Pull out of the data below the stretch of lines bounded by the one containing "Convert this screenshot" and the one containing "import React from", both bounds included, unchanged.
:::
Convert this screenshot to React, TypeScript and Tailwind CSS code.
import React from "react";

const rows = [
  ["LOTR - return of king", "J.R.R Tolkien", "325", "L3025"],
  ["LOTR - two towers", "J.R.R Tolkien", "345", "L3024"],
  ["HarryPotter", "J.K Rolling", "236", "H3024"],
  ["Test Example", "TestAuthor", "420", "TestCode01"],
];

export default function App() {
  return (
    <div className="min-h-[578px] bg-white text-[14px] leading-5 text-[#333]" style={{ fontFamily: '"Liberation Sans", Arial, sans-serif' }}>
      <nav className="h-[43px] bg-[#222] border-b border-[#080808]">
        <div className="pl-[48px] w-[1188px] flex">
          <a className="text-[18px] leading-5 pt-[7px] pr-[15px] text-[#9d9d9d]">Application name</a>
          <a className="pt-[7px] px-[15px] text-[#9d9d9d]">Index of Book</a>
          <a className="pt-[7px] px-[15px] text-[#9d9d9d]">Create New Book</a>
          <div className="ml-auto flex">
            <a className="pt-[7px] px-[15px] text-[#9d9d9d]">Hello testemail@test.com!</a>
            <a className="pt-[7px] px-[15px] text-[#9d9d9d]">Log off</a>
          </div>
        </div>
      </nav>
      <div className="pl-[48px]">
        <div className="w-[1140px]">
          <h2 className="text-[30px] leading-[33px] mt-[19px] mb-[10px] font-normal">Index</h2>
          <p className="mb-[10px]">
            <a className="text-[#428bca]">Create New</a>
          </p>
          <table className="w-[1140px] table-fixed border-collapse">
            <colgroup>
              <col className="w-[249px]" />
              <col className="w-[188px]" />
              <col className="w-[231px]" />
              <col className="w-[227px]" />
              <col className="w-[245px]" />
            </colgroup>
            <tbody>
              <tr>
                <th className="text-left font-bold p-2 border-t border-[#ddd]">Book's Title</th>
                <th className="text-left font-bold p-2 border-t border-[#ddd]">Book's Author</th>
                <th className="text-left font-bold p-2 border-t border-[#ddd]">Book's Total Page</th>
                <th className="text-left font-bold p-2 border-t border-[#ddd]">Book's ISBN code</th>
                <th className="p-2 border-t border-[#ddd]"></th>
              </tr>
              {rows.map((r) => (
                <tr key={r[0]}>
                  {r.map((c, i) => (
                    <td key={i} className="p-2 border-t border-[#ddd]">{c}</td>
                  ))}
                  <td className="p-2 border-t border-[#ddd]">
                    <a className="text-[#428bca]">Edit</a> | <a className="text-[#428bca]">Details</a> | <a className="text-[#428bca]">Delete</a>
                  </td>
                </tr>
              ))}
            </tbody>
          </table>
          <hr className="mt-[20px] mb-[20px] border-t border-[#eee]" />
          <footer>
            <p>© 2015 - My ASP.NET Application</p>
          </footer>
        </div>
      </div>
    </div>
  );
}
:::
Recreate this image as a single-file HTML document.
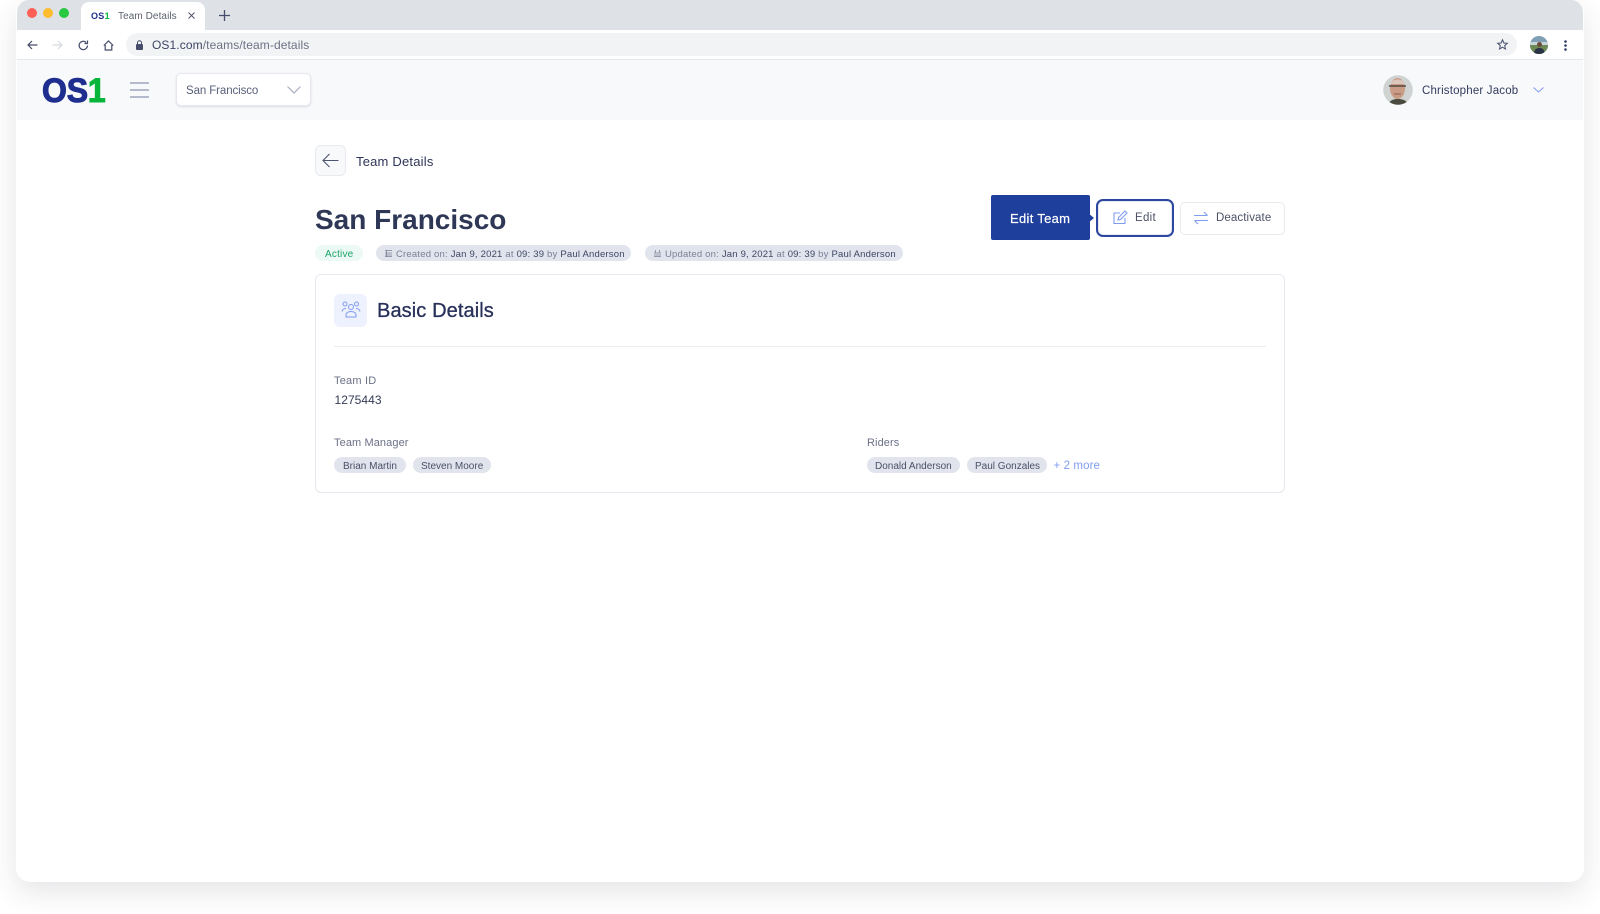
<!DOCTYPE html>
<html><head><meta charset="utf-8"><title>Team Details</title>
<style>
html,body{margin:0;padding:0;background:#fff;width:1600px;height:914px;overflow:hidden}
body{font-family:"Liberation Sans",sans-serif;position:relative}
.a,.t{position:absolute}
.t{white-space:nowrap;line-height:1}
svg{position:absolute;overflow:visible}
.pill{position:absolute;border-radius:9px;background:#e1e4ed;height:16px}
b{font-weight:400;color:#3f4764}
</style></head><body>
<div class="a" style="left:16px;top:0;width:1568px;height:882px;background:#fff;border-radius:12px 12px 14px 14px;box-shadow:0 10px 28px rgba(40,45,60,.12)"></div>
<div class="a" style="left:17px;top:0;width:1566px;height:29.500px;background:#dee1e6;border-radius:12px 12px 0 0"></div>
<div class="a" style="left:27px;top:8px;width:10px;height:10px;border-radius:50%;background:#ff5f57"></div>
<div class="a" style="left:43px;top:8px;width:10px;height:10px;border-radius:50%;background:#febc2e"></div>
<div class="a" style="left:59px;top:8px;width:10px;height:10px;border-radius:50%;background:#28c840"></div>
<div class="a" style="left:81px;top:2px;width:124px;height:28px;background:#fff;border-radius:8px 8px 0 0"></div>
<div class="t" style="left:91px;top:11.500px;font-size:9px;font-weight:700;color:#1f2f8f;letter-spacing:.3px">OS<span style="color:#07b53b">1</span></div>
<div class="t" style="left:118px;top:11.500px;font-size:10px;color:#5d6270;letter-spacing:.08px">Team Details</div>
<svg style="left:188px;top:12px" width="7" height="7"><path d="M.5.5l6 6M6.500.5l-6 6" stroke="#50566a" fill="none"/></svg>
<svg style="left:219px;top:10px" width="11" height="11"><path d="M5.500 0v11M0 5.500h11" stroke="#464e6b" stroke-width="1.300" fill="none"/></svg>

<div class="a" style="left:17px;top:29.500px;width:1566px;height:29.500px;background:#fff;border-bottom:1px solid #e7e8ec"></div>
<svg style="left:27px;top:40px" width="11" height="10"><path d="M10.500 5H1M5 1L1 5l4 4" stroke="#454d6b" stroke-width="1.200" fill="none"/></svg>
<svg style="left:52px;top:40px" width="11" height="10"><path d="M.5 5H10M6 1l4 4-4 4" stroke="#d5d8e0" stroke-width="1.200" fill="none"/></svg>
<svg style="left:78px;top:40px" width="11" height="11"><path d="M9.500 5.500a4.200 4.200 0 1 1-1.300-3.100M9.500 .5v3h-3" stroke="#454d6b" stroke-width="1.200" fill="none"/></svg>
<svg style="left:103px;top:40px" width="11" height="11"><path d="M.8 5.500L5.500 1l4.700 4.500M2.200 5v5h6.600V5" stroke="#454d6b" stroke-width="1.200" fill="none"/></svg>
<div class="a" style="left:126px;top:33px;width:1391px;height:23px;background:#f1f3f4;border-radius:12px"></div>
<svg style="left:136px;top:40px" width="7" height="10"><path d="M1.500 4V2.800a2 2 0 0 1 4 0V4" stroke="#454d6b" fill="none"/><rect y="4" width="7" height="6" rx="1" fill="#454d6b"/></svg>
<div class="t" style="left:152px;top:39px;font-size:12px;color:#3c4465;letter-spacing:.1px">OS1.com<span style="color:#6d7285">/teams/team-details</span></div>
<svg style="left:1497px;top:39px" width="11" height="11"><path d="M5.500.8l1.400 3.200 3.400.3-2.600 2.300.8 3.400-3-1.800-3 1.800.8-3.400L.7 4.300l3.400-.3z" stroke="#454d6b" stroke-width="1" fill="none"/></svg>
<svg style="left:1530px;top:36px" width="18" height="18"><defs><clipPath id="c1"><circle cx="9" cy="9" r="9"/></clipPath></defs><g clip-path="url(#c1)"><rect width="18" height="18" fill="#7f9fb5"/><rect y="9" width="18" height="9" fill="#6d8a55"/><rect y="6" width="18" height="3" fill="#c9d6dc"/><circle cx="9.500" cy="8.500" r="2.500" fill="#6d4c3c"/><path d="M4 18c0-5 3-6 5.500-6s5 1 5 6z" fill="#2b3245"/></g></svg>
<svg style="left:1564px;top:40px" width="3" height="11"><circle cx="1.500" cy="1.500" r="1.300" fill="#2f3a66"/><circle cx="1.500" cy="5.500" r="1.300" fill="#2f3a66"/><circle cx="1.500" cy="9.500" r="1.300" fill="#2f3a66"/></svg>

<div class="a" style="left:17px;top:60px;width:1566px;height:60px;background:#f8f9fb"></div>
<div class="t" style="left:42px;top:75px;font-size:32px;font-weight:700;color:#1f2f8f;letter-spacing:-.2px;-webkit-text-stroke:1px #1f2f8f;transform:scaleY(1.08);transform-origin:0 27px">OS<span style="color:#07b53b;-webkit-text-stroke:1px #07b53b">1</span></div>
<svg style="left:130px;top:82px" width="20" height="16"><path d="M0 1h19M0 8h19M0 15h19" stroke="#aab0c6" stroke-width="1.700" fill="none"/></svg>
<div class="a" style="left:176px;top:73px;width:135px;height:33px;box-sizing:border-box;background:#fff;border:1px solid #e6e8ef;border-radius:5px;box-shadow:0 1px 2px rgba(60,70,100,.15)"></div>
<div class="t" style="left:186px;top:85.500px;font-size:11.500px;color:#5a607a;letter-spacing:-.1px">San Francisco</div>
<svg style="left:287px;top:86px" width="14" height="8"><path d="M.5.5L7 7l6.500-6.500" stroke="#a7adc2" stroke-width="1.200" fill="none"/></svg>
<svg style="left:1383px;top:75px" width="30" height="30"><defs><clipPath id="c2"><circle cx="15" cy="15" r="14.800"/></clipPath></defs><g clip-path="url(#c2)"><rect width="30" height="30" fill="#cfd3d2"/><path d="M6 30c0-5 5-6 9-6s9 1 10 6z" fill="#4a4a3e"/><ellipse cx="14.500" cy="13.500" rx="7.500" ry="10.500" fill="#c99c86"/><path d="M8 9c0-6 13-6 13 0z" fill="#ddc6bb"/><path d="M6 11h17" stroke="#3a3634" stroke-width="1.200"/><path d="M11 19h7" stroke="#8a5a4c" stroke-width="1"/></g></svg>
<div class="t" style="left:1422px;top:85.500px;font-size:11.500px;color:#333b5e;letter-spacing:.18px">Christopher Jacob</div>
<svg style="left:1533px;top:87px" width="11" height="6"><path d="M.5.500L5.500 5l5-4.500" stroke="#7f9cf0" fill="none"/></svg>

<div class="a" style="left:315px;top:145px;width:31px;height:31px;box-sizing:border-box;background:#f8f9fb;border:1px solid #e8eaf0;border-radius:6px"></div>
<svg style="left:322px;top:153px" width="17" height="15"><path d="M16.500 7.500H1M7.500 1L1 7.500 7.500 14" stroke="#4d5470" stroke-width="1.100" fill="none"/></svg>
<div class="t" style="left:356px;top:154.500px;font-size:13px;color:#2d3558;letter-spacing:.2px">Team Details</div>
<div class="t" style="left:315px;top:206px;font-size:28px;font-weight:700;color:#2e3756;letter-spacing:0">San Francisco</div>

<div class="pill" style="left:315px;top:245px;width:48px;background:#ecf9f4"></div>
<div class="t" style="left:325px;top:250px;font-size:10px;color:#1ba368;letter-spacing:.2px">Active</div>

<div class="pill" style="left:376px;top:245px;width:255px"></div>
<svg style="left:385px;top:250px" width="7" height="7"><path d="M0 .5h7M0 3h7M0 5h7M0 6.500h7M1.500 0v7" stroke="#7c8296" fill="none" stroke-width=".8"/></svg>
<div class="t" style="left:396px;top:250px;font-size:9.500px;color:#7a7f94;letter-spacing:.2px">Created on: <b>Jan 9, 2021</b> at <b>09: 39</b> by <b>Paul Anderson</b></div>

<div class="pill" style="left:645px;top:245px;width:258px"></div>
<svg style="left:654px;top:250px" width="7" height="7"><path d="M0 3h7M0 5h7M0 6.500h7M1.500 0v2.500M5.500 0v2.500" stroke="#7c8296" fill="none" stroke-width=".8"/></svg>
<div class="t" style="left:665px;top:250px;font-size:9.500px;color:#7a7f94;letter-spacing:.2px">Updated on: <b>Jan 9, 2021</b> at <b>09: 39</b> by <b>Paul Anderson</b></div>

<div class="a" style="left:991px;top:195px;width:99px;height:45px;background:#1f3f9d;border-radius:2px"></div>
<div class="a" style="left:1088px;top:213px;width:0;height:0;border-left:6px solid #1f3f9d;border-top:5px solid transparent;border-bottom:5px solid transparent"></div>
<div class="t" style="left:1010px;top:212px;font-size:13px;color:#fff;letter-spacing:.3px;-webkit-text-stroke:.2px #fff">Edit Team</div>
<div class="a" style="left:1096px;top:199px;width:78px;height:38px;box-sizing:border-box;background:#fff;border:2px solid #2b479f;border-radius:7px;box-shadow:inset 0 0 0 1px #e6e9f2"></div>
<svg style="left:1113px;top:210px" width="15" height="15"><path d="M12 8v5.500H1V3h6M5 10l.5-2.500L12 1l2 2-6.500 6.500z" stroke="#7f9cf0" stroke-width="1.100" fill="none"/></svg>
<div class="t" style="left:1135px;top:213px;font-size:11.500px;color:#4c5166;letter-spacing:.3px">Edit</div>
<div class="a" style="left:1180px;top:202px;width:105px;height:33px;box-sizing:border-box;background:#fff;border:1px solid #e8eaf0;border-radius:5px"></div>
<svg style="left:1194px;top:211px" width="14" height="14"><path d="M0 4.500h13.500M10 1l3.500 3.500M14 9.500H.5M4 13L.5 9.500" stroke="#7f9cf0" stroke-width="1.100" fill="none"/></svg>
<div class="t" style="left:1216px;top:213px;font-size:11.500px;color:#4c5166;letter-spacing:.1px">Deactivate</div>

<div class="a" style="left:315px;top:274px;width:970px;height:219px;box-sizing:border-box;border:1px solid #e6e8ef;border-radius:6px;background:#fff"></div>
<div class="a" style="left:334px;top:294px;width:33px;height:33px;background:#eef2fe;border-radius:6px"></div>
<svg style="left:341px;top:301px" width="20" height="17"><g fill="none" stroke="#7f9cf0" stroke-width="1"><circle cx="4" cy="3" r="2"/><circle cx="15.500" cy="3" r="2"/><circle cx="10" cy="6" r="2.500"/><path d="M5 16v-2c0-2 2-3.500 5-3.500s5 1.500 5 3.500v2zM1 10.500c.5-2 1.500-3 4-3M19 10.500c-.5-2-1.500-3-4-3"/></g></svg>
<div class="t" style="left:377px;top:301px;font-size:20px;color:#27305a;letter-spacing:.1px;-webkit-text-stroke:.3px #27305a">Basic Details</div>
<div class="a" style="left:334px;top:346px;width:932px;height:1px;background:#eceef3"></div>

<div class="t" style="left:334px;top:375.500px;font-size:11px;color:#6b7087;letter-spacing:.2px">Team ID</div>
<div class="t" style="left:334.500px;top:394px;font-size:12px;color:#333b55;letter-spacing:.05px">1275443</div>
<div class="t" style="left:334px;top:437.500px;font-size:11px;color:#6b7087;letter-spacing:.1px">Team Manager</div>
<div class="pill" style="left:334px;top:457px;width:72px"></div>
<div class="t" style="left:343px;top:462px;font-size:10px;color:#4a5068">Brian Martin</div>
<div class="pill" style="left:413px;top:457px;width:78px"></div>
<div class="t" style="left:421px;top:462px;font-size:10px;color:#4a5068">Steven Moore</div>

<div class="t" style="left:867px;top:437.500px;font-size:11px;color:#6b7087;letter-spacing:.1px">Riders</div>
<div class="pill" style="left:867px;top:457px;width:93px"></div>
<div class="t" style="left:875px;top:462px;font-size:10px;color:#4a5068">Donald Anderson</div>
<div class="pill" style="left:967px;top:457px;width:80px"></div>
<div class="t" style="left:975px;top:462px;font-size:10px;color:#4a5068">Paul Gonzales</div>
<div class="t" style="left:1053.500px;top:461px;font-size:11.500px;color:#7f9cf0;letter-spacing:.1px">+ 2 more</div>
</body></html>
:::
▶ [Reply to the task]:
Convert this screenshot to React, TypeScript and Tailwind CSS code.
import React from "react";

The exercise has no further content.